## begin Collected data

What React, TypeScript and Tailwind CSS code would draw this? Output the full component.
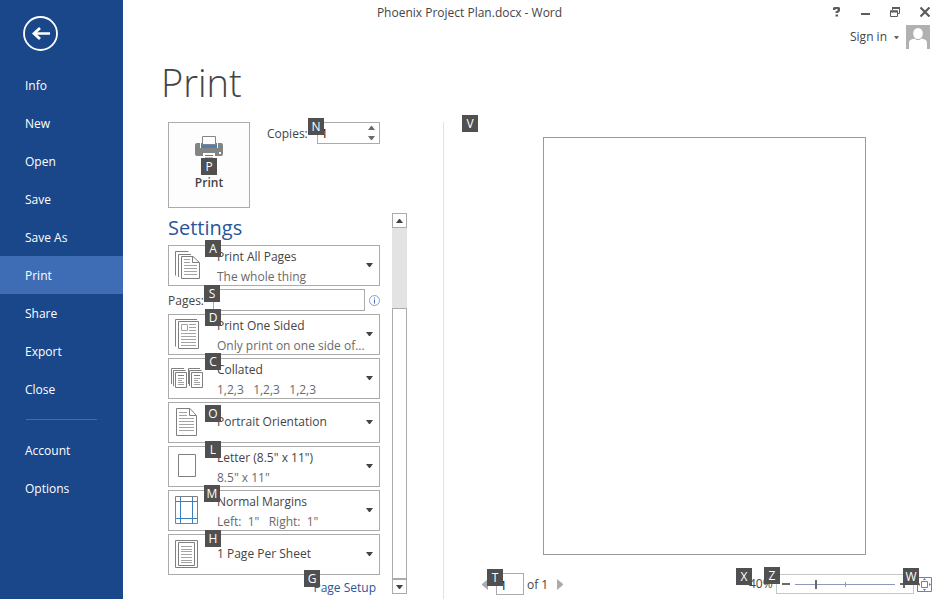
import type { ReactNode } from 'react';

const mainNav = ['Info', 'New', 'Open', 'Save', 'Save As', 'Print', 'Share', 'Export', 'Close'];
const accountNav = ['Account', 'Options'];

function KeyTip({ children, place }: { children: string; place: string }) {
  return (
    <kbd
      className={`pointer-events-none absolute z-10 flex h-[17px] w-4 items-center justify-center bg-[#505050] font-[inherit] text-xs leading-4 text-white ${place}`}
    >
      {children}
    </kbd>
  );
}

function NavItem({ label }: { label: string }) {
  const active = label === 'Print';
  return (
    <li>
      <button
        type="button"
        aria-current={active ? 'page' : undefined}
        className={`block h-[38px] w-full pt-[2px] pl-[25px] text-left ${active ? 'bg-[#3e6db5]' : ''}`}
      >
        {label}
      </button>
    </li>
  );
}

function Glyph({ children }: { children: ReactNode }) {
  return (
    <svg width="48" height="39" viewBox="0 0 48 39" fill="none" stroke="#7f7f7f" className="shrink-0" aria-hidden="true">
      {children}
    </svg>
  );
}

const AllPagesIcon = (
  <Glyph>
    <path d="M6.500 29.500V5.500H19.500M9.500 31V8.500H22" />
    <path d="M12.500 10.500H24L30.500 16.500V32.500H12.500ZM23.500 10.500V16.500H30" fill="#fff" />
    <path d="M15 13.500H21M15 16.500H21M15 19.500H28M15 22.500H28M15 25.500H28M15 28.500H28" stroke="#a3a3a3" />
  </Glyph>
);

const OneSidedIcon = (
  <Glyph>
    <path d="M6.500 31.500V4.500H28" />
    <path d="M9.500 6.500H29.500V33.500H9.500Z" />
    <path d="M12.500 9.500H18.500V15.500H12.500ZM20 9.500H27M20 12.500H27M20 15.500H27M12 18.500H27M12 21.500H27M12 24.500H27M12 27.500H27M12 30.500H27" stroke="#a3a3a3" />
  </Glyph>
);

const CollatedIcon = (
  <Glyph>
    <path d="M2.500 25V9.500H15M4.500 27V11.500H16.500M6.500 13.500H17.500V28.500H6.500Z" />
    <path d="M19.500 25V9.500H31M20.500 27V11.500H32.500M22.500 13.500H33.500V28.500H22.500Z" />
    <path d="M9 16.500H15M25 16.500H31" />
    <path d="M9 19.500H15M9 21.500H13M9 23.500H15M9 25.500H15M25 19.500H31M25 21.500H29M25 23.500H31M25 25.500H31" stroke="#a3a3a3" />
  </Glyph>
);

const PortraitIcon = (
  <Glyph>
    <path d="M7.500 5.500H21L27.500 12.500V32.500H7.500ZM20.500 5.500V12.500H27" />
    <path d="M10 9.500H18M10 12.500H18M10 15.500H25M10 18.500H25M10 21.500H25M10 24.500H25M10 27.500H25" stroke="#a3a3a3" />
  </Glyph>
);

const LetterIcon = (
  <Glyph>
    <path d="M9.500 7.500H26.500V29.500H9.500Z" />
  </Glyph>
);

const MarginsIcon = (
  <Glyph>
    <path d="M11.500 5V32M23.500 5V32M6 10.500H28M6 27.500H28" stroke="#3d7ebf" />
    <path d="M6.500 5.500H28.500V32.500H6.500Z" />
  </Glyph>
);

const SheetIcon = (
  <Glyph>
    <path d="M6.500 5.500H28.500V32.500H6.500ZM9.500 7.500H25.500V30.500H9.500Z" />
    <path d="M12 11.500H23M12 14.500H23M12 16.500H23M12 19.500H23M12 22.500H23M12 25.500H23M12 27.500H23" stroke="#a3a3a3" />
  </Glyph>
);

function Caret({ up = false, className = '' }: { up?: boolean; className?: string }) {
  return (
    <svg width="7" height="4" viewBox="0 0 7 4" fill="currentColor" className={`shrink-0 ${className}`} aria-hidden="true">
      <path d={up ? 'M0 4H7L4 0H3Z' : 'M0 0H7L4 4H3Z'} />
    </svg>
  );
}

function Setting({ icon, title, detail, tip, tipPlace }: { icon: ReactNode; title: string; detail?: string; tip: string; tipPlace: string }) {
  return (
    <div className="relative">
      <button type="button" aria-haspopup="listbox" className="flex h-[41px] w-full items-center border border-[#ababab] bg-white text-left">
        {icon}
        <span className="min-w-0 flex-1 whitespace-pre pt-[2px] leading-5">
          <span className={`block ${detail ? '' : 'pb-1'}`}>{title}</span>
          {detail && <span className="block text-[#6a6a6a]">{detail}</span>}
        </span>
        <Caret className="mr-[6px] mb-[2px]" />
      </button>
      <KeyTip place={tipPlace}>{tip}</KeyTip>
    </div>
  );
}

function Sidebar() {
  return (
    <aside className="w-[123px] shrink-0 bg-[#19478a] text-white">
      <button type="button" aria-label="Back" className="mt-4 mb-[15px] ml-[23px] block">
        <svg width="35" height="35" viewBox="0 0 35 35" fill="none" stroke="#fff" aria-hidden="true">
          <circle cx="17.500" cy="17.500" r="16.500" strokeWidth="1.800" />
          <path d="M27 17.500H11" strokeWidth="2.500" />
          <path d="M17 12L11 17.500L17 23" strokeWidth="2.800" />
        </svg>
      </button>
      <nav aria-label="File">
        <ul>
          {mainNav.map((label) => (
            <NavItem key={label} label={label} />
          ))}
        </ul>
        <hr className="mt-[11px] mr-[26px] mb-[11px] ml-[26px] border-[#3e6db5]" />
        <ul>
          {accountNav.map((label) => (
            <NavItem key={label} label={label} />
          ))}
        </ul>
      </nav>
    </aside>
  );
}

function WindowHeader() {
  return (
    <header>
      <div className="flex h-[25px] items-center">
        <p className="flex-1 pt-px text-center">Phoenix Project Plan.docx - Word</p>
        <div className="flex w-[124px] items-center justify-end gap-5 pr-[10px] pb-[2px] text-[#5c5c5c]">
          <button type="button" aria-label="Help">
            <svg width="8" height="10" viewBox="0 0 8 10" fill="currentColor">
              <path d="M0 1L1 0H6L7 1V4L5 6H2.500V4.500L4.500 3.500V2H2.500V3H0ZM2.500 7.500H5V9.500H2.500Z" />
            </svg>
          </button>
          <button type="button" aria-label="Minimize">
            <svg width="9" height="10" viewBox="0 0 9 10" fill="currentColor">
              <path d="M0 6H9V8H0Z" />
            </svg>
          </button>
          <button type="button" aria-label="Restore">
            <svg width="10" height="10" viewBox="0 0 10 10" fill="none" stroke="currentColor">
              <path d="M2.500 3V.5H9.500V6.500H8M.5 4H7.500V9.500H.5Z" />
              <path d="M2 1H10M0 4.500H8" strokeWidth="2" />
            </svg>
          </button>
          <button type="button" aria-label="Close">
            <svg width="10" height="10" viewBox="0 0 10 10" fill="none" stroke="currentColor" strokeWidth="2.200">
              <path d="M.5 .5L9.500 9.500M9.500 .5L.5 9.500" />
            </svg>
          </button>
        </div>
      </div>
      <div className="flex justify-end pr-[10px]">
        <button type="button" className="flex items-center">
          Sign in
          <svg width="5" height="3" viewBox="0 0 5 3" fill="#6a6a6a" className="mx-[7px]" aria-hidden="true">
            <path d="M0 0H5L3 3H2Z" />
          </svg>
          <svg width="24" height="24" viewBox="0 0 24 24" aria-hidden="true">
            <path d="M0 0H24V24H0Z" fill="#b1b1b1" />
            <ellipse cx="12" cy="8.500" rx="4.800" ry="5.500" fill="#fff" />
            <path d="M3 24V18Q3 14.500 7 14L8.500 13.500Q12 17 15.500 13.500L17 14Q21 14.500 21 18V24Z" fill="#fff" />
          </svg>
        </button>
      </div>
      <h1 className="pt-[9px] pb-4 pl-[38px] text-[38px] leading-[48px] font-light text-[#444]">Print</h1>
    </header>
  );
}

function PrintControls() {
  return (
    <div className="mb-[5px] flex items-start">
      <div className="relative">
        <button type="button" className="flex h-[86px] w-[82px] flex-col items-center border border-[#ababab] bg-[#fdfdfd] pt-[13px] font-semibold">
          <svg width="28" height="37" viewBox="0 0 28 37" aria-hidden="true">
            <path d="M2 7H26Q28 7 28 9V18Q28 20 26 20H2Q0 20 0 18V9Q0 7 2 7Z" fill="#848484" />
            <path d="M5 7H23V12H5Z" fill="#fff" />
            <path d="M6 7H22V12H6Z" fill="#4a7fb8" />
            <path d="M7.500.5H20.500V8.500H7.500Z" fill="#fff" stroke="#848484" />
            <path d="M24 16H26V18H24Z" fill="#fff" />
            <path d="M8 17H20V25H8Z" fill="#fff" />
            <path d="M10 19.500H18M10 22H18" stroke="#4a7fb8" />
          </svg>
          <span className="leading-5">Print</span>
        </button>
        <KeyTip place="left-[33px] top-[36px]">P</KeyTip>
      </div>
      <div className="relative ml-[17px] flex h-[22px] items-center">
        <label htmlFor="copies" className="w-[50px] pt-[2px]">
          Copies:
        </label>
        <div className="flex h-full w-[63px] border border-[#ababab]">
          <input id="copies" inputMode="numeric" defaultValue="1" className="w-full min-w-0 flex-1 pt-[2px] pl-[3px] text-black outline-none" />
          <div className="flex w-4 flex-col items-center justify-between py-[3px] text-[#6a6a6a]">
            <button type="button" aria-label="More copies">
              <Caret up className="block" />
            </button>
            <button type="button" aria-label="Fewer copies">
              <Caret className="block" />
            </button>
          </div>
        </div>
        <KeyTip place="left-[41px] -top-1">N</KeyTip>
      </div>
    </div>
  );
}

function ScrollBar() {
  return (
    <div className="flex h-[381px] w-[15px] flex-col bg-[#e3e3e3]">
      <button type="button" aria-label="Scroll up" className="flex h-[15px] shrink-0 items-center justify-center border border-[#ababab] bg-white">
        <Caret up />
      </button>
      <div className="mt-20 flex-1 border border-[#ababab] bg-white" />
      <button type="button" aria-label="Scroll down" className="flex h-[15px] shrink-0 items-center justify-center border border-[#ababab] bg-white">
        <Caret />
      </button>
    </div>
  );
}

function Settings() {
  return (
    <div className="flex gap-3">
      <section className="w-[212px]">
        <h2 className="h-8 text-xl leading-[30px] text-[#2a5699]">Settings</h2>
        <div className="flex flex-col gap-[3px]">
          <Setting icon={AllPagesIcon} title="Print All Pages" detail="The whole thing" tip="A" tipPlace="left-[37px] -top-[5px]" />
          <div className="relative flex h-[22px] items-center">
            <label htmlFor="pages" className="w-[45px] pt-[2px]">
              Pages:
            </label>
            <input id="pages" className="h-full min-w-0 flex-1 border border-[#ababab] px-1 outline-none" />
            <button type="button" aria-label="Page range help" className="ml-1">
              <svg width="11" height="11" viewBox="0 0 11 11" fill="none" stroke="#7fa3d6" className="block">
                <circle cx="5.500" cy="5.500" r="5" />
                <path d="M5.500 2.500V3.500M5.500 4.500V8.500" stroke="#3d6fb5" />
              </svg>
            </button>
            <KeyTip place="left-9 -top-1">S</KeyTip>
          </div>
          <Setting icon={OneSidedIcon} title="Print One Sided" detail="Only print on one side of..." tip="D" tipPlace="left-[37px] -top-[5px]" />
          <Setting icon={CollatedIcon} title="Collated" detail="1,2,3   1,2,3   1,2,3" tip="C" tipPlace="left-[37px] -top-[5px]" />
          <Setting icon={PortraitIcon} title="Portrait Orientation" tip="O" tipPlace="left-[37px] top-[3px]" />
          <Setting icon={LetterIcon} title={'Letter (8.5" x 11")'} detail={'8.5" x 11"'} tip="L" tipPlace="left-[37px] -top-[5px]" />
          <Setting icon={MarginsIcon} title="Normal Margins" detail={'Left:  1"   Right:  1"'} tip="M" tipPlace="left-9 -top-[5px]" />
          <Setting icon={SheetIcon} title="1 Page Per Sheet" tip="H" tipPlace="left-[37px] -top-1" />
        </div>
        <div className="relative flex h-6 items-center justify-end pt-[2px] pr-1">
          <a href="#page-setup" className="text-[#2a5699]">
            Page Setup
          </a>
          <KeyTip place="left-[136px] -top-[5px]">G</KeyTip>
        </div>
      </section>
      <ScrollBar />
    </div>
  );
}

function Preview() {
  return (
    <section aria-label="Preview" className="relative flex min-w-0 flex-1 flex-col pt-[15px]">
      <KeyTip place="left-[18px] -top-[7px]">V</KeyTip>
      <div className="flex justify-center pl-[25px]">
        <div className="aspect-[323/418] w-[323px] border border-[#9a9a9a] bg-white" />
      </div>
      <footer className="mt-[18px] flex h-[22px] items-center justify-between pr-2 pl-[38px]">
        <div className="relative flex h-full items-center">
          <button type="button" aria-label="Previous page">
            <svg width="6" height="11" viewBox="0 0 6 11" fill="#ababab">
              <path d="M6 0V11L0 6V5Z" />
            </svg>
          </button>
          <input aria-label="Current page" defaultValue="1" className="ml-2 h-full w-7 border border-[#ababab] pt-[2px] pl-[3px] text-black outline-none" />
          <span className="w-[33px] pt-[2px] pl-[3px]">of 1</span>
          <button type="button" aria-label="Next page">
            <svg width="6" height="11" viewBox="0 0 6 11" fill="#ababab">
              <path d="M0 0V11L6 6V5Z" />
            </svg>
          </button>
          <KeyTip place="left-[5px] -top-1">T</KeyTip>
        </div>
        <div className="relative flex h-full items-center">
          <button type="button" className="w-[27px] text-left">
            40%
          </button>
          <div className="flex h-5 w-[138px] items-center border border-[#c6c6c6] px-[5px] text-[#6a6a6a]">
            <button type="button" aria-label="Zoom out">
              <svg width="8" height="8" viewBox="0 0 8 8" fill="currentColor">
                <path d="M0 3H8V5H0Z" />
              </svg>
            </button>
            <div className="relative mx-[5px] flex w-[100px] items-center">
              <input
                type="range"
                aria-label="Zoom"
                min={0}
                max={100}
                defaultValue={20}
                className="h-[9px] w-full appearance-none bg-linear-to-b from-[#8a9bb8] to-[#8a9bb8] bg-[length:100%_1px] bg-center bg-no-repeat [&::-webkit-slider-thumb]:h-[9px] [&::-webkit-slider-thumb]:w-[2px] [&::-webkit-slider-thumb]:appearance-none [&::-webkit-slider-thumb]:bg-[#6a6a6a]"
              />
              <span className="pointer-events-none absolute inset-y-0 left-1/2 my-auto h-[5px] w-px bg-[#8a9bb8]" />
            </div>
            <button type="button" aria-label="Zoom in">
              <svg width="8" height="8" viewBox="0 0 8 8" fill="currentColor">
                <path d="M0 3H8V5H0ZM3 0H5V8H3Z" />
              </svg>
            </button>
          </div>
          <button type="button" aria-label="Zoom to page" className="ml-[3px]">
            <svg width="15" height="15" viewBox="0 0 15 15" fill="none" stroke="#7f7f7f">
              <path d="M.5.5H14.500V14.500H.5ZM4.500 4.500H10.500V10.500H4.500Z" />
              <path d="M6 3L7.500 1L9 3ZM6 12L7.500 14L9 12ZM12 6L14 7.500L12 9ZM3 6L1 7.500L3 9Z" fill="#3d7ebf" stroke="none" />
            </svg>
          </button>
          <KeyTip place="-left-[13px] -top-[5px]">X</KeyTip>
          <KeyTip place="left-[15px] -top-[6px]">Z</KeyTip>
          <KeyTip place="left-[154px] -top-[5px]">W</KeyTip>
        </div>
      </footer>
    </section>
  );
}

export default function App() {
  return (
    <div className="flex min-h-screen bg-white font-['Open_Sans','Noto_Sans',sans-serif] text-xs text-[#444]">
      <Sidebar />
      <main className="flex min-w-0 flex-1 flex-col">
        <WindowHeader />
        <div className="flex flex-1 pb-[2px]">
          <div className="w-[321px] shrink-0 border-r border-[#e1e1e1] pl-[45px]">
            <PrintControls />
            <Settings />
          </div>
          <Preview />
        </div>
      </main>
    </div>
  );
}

## end Collected data

=== Given task ===
Repeat the listing above up to and including the line with "const accountNav = ['Account', 'Options'];", starting from its first line. Drop any pictures.

=== Completed exercise ===
What React, TypeScript and Tailwind CSS code would draw this? Output the full component.
import type { ReactNode } from 'react';

const mainNav = ['Info', 'New', 'Open', 'Save', 'Save As', 'Print', 'Share', 'Export', 'Close'];
const accountNav = ['Account', 'Options'];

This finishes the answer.